Frente a esta catástrofe, los líderes de la UE han reaccionado tarde y mal. La falta de cohesión fiscal y política se sufre más que nunca. Por un lado, resulta imposible tomar las medidas económicas habituales -la devaluación de la moneda-, pues Grecia pertenece a la eurozona y Alemania jamás lo permitiría; por el otro, los 27 no han sido capaces de atajar un problema que no es ya coyuntural, sino que obedece a la falta de una mayor unión entre ellos.
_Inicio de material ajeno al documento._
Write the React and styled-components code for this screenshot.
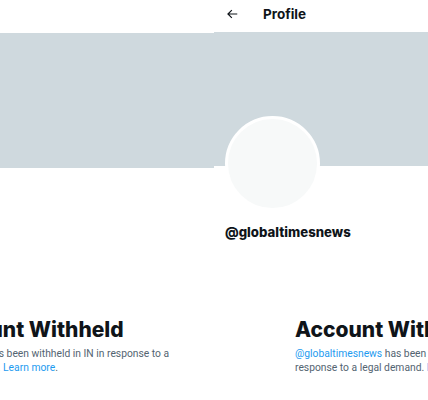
import React from "react";
import styled, { createGlobalStyle } from "styled-components";

const GlobalStyle = createGlobalStyle`
  * {
    box-sizing: border-box;
  }
  body {
    margin: 0;
    background: #ffffff;
    font-family: Inter, "Noto Sans", sans-serif;
    color: #0f1419;
  }
`;

function BackArrow() {
  return (
    <svg width="14" height="14" viewBox="0 0 24 24" fill="#0f1419">
      <path d="M7.414 13l5.043 5.04-1.414 1.42L3.586 12l7.457-7.46 1.414 1.42L7.414 11H21v2H7.414z" />
    </svg>
  );
}

function Withheld({ handle, shift }) {
  return (
    <WithheldStyle $shift={shift}>
      <h2>Account Withheld</h2>
      <p>
        <a>{handle}</a> has been withheld in IN in response to a legal demand.{" "}
        <a>Learn more</a>.
      </p>
    </WithheldStyle>
  );
}

export default function App() {
  return (
    <>
      <GlobalStyle />
      <Screen>
        <Pane $top={33}>
          <Banner $height={135} />
          <Withheld handle="@XHNews" shift={-64} />
        </Pane>
        <Pane $top={0}>
          <Header>
            <BackArrow />
            <span>Profile</span>
          </Header>
          <Banner $height={134} />
          <AvatarRow>
            <Avatar />
          </AvatarRow>
          <Handle>@globaltimesnews</Handle>
          <Withheld handle="@globaltimesnews" shift={81} />
        </Pane>
      </Screen>
    </>
  );
}

const Screen = styled.div`
  display: flex;
  width: 428px;
  height: 400px;
  overflow: hidden;
`;

const Pane = styled.div`
  width: 214px;
  flex-shrink: 0;
  overflow: hidden;
  padding-top: ${(p) => p.$top}px;
  display: flex;
  flex-direction: column;
`;

const Header = styled.div`
  height: 32px;
  display: flex;
  align-items: center;
  gap: 24px;
  padding: 0 0 4px 11px;
  span {
    font-size: 13.5px;
    font-weight: 700;
  }
`;

const Banner = styled.div`
  height: ${(p) => p.$height}px;
  background: #cfd9de;
  flex-shrink: 0;
`;

const AvatarRow = styled.div`
  display: flex;
  padding-left: 11px;
  margin-top: -50px;
`;

const Avatar = styled.div`
  width: 95px;
  height: 95px;
  border-radius: 50%;
  background: #f7f9f9;
  border: 3px solid #ffffff;
`;

const Handle = styled.div`
  margin-top: 12px;
  padding-left: 11px;
  font-size: 13.2px;
  line-height: 18px;
  font-weight: 800;
`;

const WithheldStyle = styled.div`
  width: 235px;
  flex-shrink: 0;
  margin-top: ${(p) => (p.$shift < 0 ? 149 : 76)}px;
  margin-left: ${(p) => p.$shift}px;
  h2 {
    margin: 0;
    font-size: 21px;
    line-height: 26px;
    font-weight: 800;
    white-space: nowrap;
  }
  p {
    margin: 4px 0 0;
    font-family: Roboto, "Noto Sans", sans-serif;
    font-size: 10.3px;
    line-height: 13.5px;
    color: #536471;
  }
  a {
    color: #1d9bf0;
  }
`;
Hace justo un año, Alemania y Francia anunciaron un "ambicioso" plan de rescate para la hija descarriada, que contemplaba la aplicación de brutales medidas de ajuste, enormes recortes sociales, el despido de 150 mil funcionarios y la rebaja de los sueldos. El remiendo resultó insuficiente. El pasado 27 de octubre, Merkel y Sarkozy aprobaron un segundo plan de rescate para Grecia: a cambio de la quita del 50 % de su deuda, los griegos deben someterse a nuevas dosis de ajustes y recortes.
Su primer ministro, el socialista Yorgos Papandreu, sorprendió a propios y extraños al anunciar que sometería este rescate a un referéndum. Antes, los dioses solían reunirse en el Olimpo; hoy, reunidos en Niza, los dirigentes del G-20 no dudaron en llamar a cuentas al rebelde. Entretanto, los mercados -nuevo Hado- respondieron a su apuesta con idéntica furia.
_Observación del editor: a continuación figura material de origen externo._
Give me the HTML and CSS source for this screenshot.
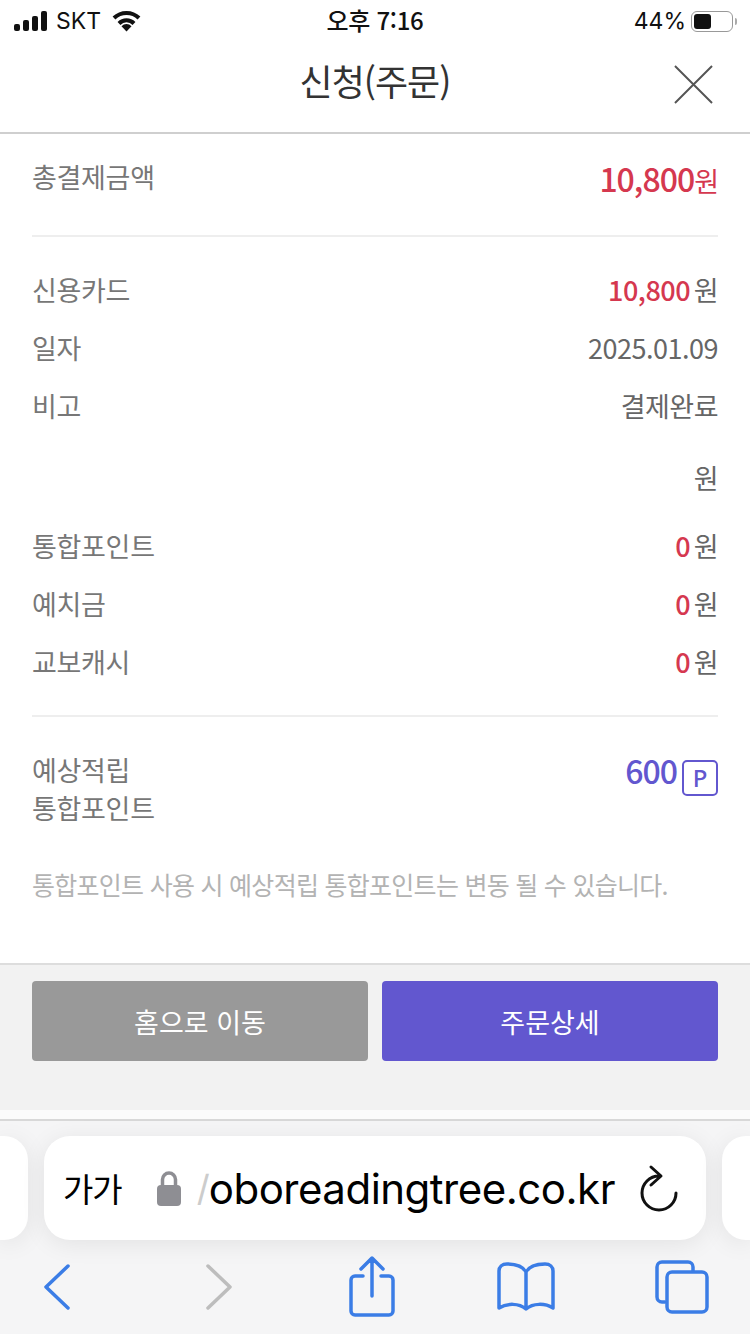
FILE: index.html
```html
<!DOCTYPE html>
<html lang="ko">
<head>
  <meta charset="UTF-8">
  <title>신청(주문)</title>
  <meta name="viewport" content="width=device-width, initial-scale=1.0">
  <link rel="stylesheet" href="styles.css">
</head>
<body>
  <div class="phone">
    <!-- Status bar -->
    <div class="status-bar">
      <div class="status-left">
        <svg class="signal" viewBox="0 0 34 20"><rect x="0" y="13" width="6" height="7" rx="2"/><rect x="9" y="9" width="6" height="11" rx="2"/><rect x="18" y="5" width="6" height="15" rx="2"/><rect x="27" y="0" width="6" height="20" rx="2"/></svg>
        <span>SKT</span>
        <svg class="wifi" viewBox="0 0 30 22"><path class="wifi-arc" d="M2.500 8a18 18 0 0 1 25 0"/><path class="wifi-arc" d="M7.500 13.500a10.500 10.500 0 0 1 15 0"/><path d="M15 21.500L10 16.200a7 7 0 0 1 10 0z"/></svg>
      </div>
      <div class="status-time">오후 7:16</div>
      <div class="status-right">
        <span>44%</span>
        <div class="battery"><div class="battery-level"></div></div>
        <div class="battery-cap"></div>
      </div>
    </div>

    <!-- Header -->
    <header class="page-header">
      <h1>신청(주문)</h1>
      <svg class="close-icon" viewBox="0 0 40 40"><path d="M1 1l38 38M39 1L1 39"/></svg>
    </header>

    <!-- Order summary -->
    <main class="content">
      <section class="total-row">
        <span class="label">총결제금액</span>
        <span class="total-value"><b>10,800</b><i>원</i></span>
      </section>

      <section class="group pay-group">
        <div class="row"><span class="label">신용카드</span><span class="value"><b class="red">10,800</b> 원</span></div>
        <div class="row"><span class="label">일자</span><span class="value">2025.01.09</span></div>
        <div class="row"><span class="label">비고</span><span class="value">결제완료</span></div>
      </section>

      <section class="group point-group">
        <div class="row row-empty"><span class="label"></span><span class="value">원</span></div>
        <div class="row"><span class="label">통합포인트</span><span class="value"><b class="red">0</b> 원</span></div>
        <div class="row"><span class="label">예치금</span><span class="value"><b class="red">0</b> 원</span></div>
        <div class="row"><span class="label">교보캐시</span><span class="value"><b class="red">0</b> 원</span></div>
      </section>

      <section class="earn-row">
        <span class="label">예상적립<br>통합포인트</span>
        <span class="earn-value"><b>600</b><span class="p-badge">P</span></span>
      </section>

      <p class="note">통합포인트 사용 시 예상적립 통합포인트는 변동 될 수 있습니다.</p>
    </main>

    <!-- Buttons -->
    <div class="actions">
      <button type="button" class="btn btn-gray">홈으로 이동</button>
      <button type="button" class="btn btn-purple">주문상세</button>
    </div>
    <div class="strip"></div>

    <!-- Safari toolbar -->
    <div class="safari">
      <div class="tabs">
        <div class="side-tab side-left"></div>
        <div class="url-bar">
          <span class="aa">가가</span>
          <svg class="lock" viewBox="0 0 24 36"><path class="lock-arc" d="M5.500 16V9.500a6.500 6.500 0 0 1 13 0V16"/><rect x="0" y="15" width="24" height="21" rx="4"/></svg>
          <span class="slash">/</span>
          <span class="url">oboreadingtree.co.kr</span>
          <svg class="reload" viewBox="0 0 40 48"><path d="M11 3l10 9-10 9M19 12A17 17 0 1 0 36 29"/></svg>
        </div>
        <div class="side-tab side-right"></div>
      </div>
      <nav class="toolbar">
        <svg class="tool tool-back" viewBox="0 0 28 46"><path d="M25 2L3 23l22 21"/></svg>
        <svg class="tool tool-forward" viewBox="0 0 28 46"><path d="M3 2l22 21L3 44"/></svg>
        <svg class="tool tool-share" viewBox="0 0 48 62"><path d="M15 20H7a4 4 0 0 0-4 4v31a4 4 0 0 0 4 4h34a4 4 0 0 0 4-4V24a4 4 0 0 0-4-4h-8M24 40V3M13 13L24 2l11 11"/></svg>
        <svg class="tool tool-book" viewBox="0 0 60 50"><path d="M30 10C26 3 18 2 11 2 6 2 3 5 3 9v37c8-5 20-5 27 1 7-6 19-6 27-1V9c0-4-3-7-8-7-7 0-15 1-19 8zM30 10v37"/></svg>
        <svg class="tool tool-tabs" viewBox="0 0 56 56"><path d="M11 43H8a5 5 0 0 1-5-5V8a5 5 0 0 1 5-5h26a5 5 0 0 1 5 5v4"/><rect x="13" y="13" width="40" height="40" rx="5"/></svg>
      </nav>
    </div>
  </div>
</body>
</html>
```

FILE: styles.css
```css
html, body {
  margin: 0;
  padding: 0;
}
body {
  width: 750px;
  height: 1334px;
  overflow: hidden;
  background: #fff;
  font-family: "Noto Sans CJK KR", "Noto Sans", sans-serif;
  color: #666;
}
.phone {
  width: 750px;
  height: 1334px;
  display: flex;
  flex-direction: column;
}
/* Status bar */
.status-bar {
  height: 44px;
  padding: 0 13px 2px 14px;
  box-sizing: border-box;
  display: flex;
  align-items: center;
  justify-content: space-between;
  color: #111;
  font-size: 24px;
  position: relative;
}
.status-left {
  display: flex;
  align-items: center;
  gap: 8px;
  font-family: Inter, sans-serif;
  font-size: 23px;
}
.signal {
  width: 34px;
  height: 20px;
  fill: #111;
}
.wifi {
  width: 31px;
  height: 22px;
  margin-left: 2px;
  fill: #111;
}
.wifi-arc {
  fill: none;
  stroke: #111;
  stroke-width: 4;
}
.status-time {
  position: absolute;
  top: 0;
  left: 0;
  right: 0;
  text-align: center;
  font-weight: 500;
  font-size: 24px;
  line-height: 40px;
  letter-spacing: -.3px;
}
.status-right {
  display: flex;
  align-items: center;
  font-family: Inter, sans-serif;
  font-size: 23px;
}
.battery {
  width: 36px;
  height: 15px;
  margin-left: 5px;
  padding: 2px;
  border: 1.500px solid #999;
  border-radius: 6px;
  box-sizing: content-box;
}
.battery-level {
  width: 17px;
  height: 15px;
  background: #111;
  border-radius: 3px;
}
.battery-cap {
  width: 2px;
  height: 7px;
  margin-left: 2px;
  background: #aaa;
  border-radius: 0 2px 2px 0;
}
/* Header */
.page-header {
  height: 72px;
  border-bottom: 2px solid #cfcfcf;
  position: relative;
  display: flex;
  align-items: center;
  justify-content: center;
  padding-bottom: 16px;
  box-sizing: content-box;
}
.page-header h1 {
  margin: 0;
  font-size: 36px;
  font-weight: 400;
  color: #333;
  letter-spacing: -1px;
}
.close-icon {
  position: absolute;
  top: 21px;
  right: 37px;
  width: 39px;
  height: 39px;
  fill: none;
  stroke: #555;
  stroke-width: 2;
}
/* Content */
.content {
  height: 829px;
  padding: 0 32px;
  box-sizing: border-box;
}
.label {
  font-size: 27px;
  line-height: 38px;
  color: #777;
  letter-spacing: -.3px;
}
.value {
  font-size: 27px;
  line-height: 38px;
  color: #666;
  letter-spacing: -.5px;
  word-spacing: -3.500px;
}
.value b {
  font-weight: 500;
}
.red {
  color: #d5384f;
}
.total-row {
  height: 103px;
  display: flex;
  justify-content: space-between;
  align-items: flex-start;
  padding-top: 24px;
  box-sizing: border-box;
  border-bottom: 2px solid #eee;
}
.total-value {
  line-height: 40px;
  font-size: 32px;
  color: #d5384f;
  letter-spacing: -1px;
}
.total-value b {
  font-weight: 500;
}
.total-value i {
  font-style: normal;
  font-size: 27px;
}
.group {
  display: flex;
  flex-direction: column;
  gap: 20px;
}
.row {
  display: flex;
  justify-content: space-between;
}
.pay-group {
  padding-top: 34px;
}
.point-group {
  padding-top: 34px;
  padding-bottom: 34px;
  border-bottom: 2px solid #eee;
}
.row-empty {
  margin-bottom: 10px;
}
.earn-row {
  padding-top: 34px;
  display: flex;
  justify-content: space-between;
  align-items: flex-start;
}
.earn-value {
  display: flex;
  align-items: flex-start;
  gap: 5px;
  line-height: 38px;
  color: #6257cf;
  font-size: 32px;
  letter-spacing: -1px;
}
.earn-value b {
  font-weight: 500;
}
.p-badge {
  width: 32px;
  height: 32px;
  border: 2px solid #6257cf;
  border-radius: 5px;
  display: flex;
  align-items: center;
  justify-content: center;
  font-family: "Noto Sans", sans-serif;
  font-size: 24px;
  font-weight: 500;
  line-height: 1;
  letter-spacing: 0;
  margin-top: 9px;
}
.note {
  margin: 39px 0 0;
  font-size: 25px;
  line-height: 36px;
  color: #b3b3b3;
  letter-spacing: -.72px;
  white-space: nowrap;
}
/* Buttons */
.actions {
  height: 147px;
  padding: 16px 32px 0;
  box-sizing: border-box;
  background: #f2f2f2;
  border-top: 2px solid #ddd;
  display: flex;
  gap: 14px;
  align-items: flex-start;
}
.btn {
  flex: 1;
  height: 80px;
  border: none;
  border-radius: 4px;
  font-family: inherit;
  font-size: 27px;
  color: #fff;
}
.btn-gray {
  background: #999;
}
.btn-purple {
  background: #6257cf;
}
.strip {
  height: 9px;
  background: #fbfbfb;
}
/* Safari */
.safari {
  flex: 1;
  background: #f5f5f6;
  border-top: 2px solid #d8d8d8;
  display: flex;
  flex-direction: column;
}
.tabs {
  margin-top: 15px;
  height: 104px;
  display: flex;
  justify-content: space-between;
  position: relative;
}
.side-tab {
  width: 28px;
  background: #fff;
  box-shadow: 0 4px 24px rgba(0, 0, 0, .08);
}
.side-left {
  border-radius: 0 24px 24px 0;
}
.side-right {
  border-radius: 24px 0 0 24px;
}
.url-bar {
  width: 662px;
  background: #fff;
  border-radius: 26px;
  box-shadow: 0 4px 24px rgba(0, 0, 0, .08);
  display: flex;
  align-items: center;
  padding: 0 26px 0 19px;
  box-sizing: border-box;
  color: #000;
}
.aa {
  font-size: 33px;
  margin-right: 35px;
  letter-spacing: -1px;
}
.lock {
  width: 24px;
  height: 36px;
  fill: #8e8e93;
}
.lock-arc {
  fill: none;
  stroke: #8e8e93;
  stroke-width: 3.500;
}
.slash {
  margin-left: 16px;
  font-family: Inter, sans-serif;
  font-size: 36px;
  color: #ccc;
  width: 12px;
}
.url {
  flex: 1;
  font-family: Inter, sans-serif;
  font-size: 42px;
  letter-spacing: -.5px;
  white-space: nowrap;
}
.reload {
  width: 40px;
  height: 48px;
  fill: none;
  stroke: #111;
  stroke-width: 3;
  stroke-linecap: round;
  stroke-linejoin: round;
}
.toolbar {
  flex: 1;
  display: flex;
  align-items: center;
  padding-left: 43px;
}
.tool {
  fill: none;
  stroke: #3b7de6;
  stroke-width: 3.500;
  stroke-linecap: round;
  stroke-linejoin: round;
}
.tool-back {
  width: 28px;
  height: 46px;
}
.tool-forward {
  width: 28px;
  height: 46px;
  margin-left: 134px;
  stroke: #bdbdbd;
}
.tool-share {
  width: 48px;
  height: 62px;
  margin-left: 115px;
}
.tool-book {
  width: 60px;
  height: 50px;
  margin-left: 100px;
}
.tool-tabs {
  width: 56px;
  height: 56px;
  margin-left: 98px;
}
```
Grecia es la cuna de la democracia directa. La idea de un referéndum no era mala por sí misma, como se apresuraron a tronar Merkel y Sarkozy: a fin de cuentas, serían los ciudadanos griegos quienes decidirían si querían permanecer en el euro -como dicta la ortodoxia de Bruselas- o si preferían enfrentarse al default, como hicieron en su momento Argentina o Islandia y como aconsejan, desde el otro lado del Atlántico, figuras como Paul Krugman o Nouriel Roubini.
En esta ocasión, Papandreu se valió de este instrumento sólo para aumentar su margen de maniobra, sin pensar en sus electores. Amenazado por los Olímpicos, quienes no dudaron en prometer una era de caos para los griegos que votasen por el no, y acosado por las pugnas internas de su propio partido, Papandreu terminó por dar marcha atrás en una actuación que, de no ser tan irresponsable, pasaría ya del terreno de la comedia.
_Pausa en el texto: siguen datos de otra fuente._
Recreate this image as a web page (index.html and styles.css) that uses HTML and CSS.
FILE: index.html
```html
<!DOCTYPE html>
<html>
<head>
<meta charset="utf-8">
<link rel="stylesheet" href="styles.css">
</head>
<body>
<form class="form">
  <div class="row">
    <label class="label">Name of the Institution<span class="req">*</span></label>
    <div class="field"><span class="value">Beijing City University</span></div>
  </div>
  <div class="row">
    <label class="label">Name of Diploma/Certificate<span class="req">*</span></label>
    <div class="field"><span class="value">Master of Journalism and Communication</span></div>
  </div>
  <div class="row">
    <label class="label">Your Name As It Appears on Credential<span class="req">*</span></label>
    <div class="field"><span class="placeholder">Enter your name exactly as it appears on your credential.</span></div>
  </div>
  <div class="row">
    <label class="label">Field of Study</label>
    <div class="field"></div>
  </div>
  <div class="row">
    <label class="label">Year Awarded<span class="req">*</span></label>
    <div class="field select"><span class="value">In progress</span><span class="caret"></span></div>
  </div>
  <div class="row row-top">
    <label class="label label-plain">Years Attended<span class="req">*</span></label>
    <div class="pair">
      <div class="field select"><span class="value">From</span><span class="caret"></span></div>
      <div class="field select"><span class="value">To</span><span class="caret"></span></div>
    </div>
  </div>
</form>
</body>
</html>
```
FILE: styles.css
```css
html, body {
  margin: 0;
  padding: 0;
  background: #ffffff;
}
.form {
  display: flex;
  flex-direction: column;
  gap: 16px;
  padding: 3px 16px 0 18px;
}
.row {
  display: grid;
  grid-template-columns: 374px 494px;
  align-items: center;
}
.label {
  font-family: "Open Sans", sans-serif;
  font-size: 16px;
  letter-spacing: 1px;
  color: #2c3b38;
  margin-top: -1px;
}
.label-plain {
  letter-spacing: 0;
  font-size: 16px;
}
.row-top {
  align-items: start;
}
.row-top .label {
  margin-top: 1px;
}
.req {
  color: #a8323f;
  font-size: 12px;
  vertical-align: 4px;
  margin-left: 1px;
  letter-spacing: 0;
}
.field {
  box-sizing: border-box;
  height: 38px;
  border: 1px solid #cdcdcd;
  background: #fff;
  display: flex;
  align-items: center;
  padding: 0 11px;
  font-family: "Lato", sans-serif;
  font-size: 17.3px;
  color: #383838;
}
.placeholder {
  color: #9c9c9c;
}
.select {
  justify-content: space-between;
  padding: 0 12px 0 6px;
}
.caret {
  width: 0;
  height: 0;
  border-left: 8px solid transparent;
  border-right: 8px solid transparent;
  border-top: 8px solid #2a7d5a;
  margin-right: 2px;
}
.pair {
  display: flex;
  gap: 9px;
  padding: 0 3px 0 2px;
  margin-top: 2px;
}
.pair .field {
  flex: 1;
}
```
Pero el episodio griego no es sino un síntoma más del estado de la UE. En política exterior, sus 27 miembros no logran ponerse de acuerdo ni siquiera en temas sensibles, como Libia o Palestina. La ausencia de una fiscalidad y una política económica comunes paralizan a la eurozona, dependiente de los oráculos de Berlín. Y los países endeudados se ven sometidos a feroces medidas de ajuste dictadas por líderes de otros países.
La UE ha sido uno de las mayores aventuras de nuestro tiempo. Por desgracia, hoy se muestra atenazada por dirigentes cada vez más populistas -más cercanos a Pisístrato que a Solón- y por una ortodoxia económica que condena a la mayor parte de sus economías a una larga parálisis. Si sus ciudadanos no quieren que la UE fracase o se desgaje, deben exigir a su clase política la única solución que se ha revelado satisfactoria para sus sociedades en más de dos milenios de historia: más Europa. Es decir, reactivar lo que ahora parece imposible: una auténtica unión política y económica de la UE.